Not sure if you're trying to write satire, but I can't find a single sentence in your post that's entirely true. The most true part is about users' susceptibility to social engineering, but even that is (slowly) improving.

In the past decade or so, the quality and pervasiveness of security scanners has really improved. On the language front, we now have Rust, which is finding its way into the kernel. Organizations are getting much more security conscious, including those which do software development. We cannot ship a product with any known CVEs above a certain threshold, for instance.

Plus, a decade ago, the various side-channel attacks on CPUs were virtually unknown. Now, they're quite well-appreciated and the ones still being discovered tend to be more esoteric and harder to exploit.

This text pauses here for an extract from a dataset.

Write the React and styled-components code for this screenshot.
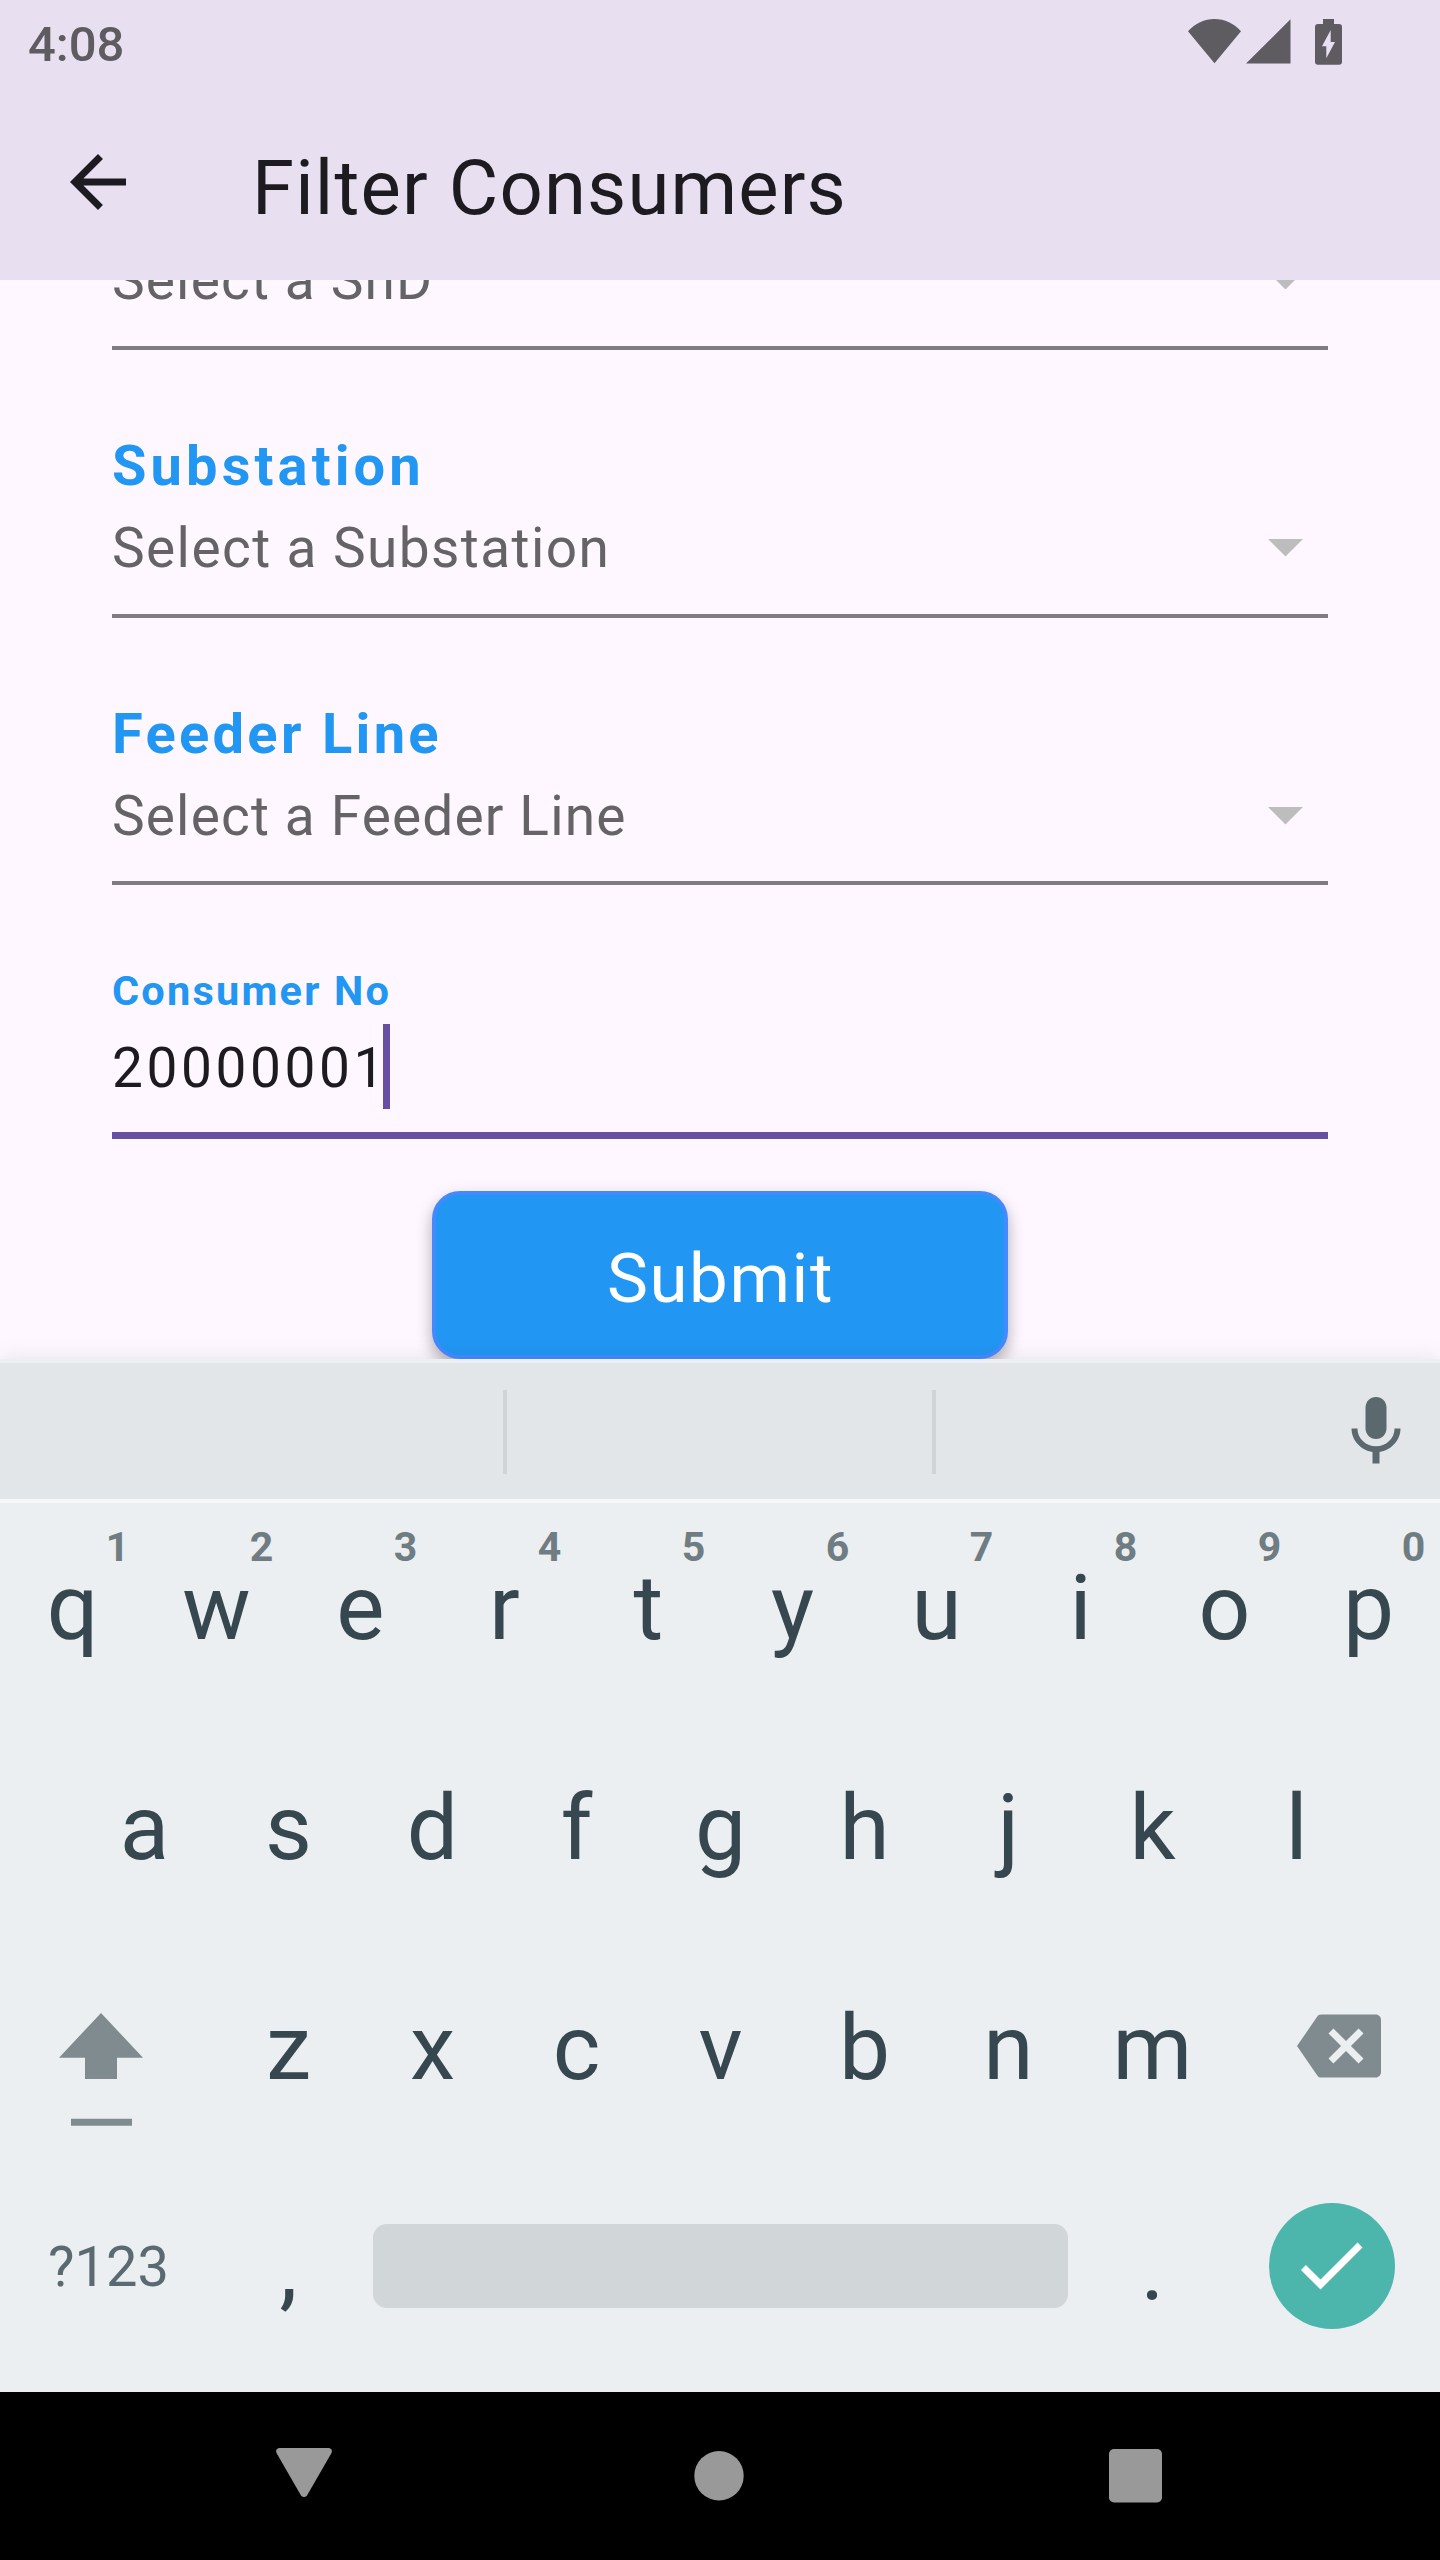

Assuming your post was sincere, I think what happened is that the industry (including news outlets) have become much more sensitive to security and are now just covering it a lot better than before. So, you hear about security issues more often, because there are more researchers looking for breaches and they get more heavily reported, but that doesn't mean security is actually getting worse.
 
Raspberry PI uses an ARM based cpu. As far as we know, only the 64 bit Intel/AMD cpus are effected. But, investigation continues...
 
Some of what I have been reading (and of course its all speculative anyways) is that these were state actors, that is, someone like Russia, China, or Iran.
Honest questions, I hope moderators won't see them as veering into politics.

1. Is there any concrete proof of those countries being involved?
2. Does the term "state actor" somehow magically exclude USA and its 3-letter agencies such as NSA or CIA?

I don't think CIA doing it is so far fetched, they already have a track record with Crypto AG.
 
Plus, a decade ago, the various side-channel attacks on CPUs were virtually unknown.
To you and me.
So, you hear about security issues more often, because there are more researchers looking for breaches and they get more heavily reported, but that doesn't mean security is actually getting worse.
It is getting objectively worse because the code is getting progressively larger (feature creep) and harder to audit.
 
1. There cannot be.
2. It does not. The USA being a democratic society, the people have control over the power their government excercises. Others listed are unrestricted.
 
1. Is there any concrete proof of those countries being involved?
2. Does the term "state actor" somehow magically exclude USA and its 3-letter agencies such as NSA or CIA?

I don't think CIA doing it is so far fetched, they already have a track record with Crypto AG.
If the USA were backdooring anything, it'd be the NSA. However, the Congressional mandate of the NSA requires it to protect U.S. communications networks and information systems. That would clearly rule out uncontrolled deployment of such an exploit. Furthermore, the NSA has previously been reprimanded even for failing to report exploits that could jeopardize US communications networks and systems, which they were aware of but had no hand in. Given that, it seems implausible this was by their hand.

It's funny how you seem initially skeptical that it's a state actor, but then take such a wild leap.